Prinz Andrew: Warum ihn seine Familie nach dem Interview versteckt

Prinz Andrew ist nicht erst seit seinem peinlichen TV-Interview das schwarze Schaf der britischen Königsfamilie. Diesen zweifelhaften Ruf hat er sich durch negative Schlagzeilen und Skandale in den letzten Jahrzehnten mehr als erarbeitet.

Katastrophal! Verheerend! Die britischen Medien überschlagen sich. Die fassungslose Empörung gilt nicht etwa neuerlichen Brexit-Eskapaden im Parlament oder des Premierministers Boris Johnson (65), sondern dem Zentrum des britischen Selbstverständnisses – dem englischen Königshaus.

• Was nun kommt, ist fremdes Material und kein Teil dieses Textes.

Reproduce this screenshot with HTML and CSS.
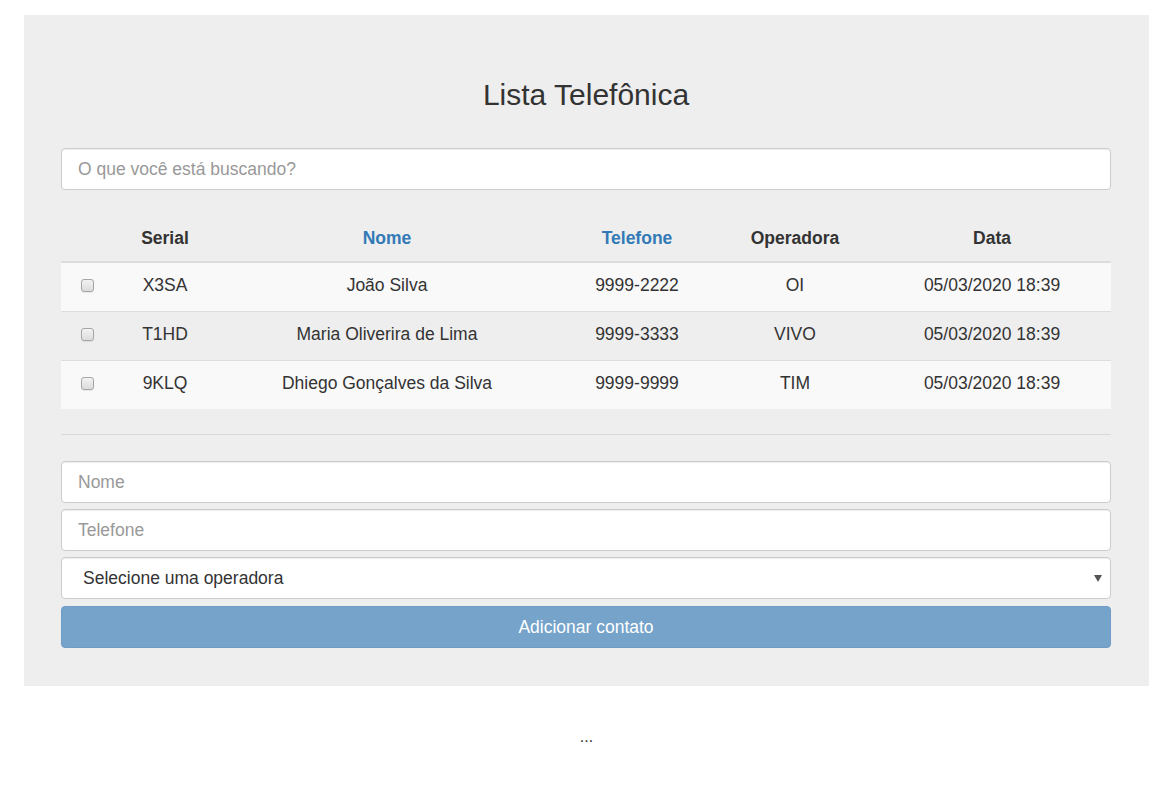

Es geht um Prinz Andrew (59), der einen „Tsunami und ein Übel im Ausmass einer Atomexplosion“, ausgelöst habe, so der Königshausexperte Charlie Proctor. Der zweite Sohn von Königin Elizabeth II. (93) hatte der BBC ein Interview gegeben. Er nahm Stellung zu seiner Verwicklung im Missbrauchsskandal um den US-Millionär Jeffrey Epstein (66), der am 10. August tot in seiner Gefängniszelle aufgefunden wurde. Nach den Aussagen eines der Opfer soll auch Prinz Andrew Sex mit einer Minderjährigen gehabt haben.

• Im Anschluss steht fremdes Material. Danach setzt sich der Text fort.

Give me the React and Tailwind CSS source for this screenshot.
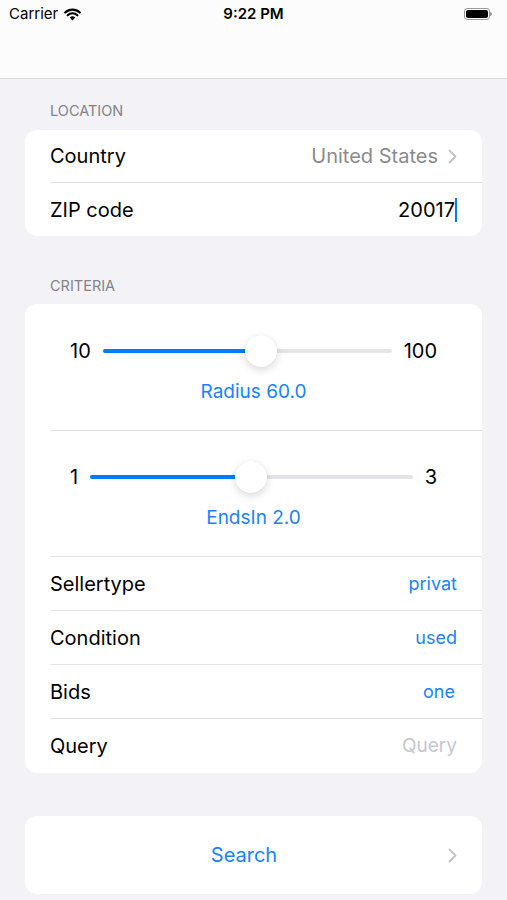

Andrews beklemmender TV-Auftritt

In dem 60-minütigen TV-Interview stritt Andrew alle Vorwürfe ab. Es war jedoch nicht der Auftritt eines entschlossenen und gleichermassen empörten Prinzen, der ein für alle Mal falsche Vorwürfe richtigstellte. Vielmehr erlebte das Land einen unsicheren, um Worte ringenden Mann, der stöhnte, seufzte, sich wand und in Widersprüche verstrickte. Ein Mann, der einmal mehr seinen schlechten Ruf bestätigte und ihm gerecht wurde: Prinz Peinlich.

Diesen wenig schmeichelhaften Namen hat Andrew seit langem weg. Er gilt nun mal als schwarzes Schaf der Familie, die ihn seit Jahrzehnten hinter nichtssagenden Aufgaben zwecks Vermeidung von Flurschäden versteckt. Es heisst, dass sein älterer Bruder Prinz Charles (71), der Thronfolger und nächste König von England, über die Schlagzeilen nach dem BBC-Interview vor Wut geschäumt habe und Andrew am liebsten in seine zahlreichen Golfclubs verbannen würde. Aber selbst dort wären die Windsors nicht völlig sicher vor Andrew.

Andrew hatte auch Phasen, in denen er beliebt war

Es gab allerdings Zeiten, da mochten die Briten noch ihren „randy Andy“ (etwa: „Geiler Andy“). Er wurde schon zu Schulzeiten bei nächtlichen Besuchen im Mädchenschlafzimmer des Internats Gordonstoun erwischt, doch er galt auch als tapferer Soldat: 1992 nahm er als Hubschrauberpilot an Bord des Flugzeugträgers „HMS Invicible“ an den Kampfhandlungen des Falkland-Kriegs teil.

Später sorgten die amourösen Abenteuer des Prinzen immer wieder für Schlagzeilen in der Klatschpresse. Besonders seine Affäre mit dem Nacktmodel Koo Stark kostete Andrew und das englische Königshaus viele Sympathien. Auch die Hochzeit mit der Majorstochter Sarah Ferguson (1986) konnte sein Image nicht nachhaltig aufpolieren. Nach etlichen Skandalen liessen sie sich 1996 scheiden.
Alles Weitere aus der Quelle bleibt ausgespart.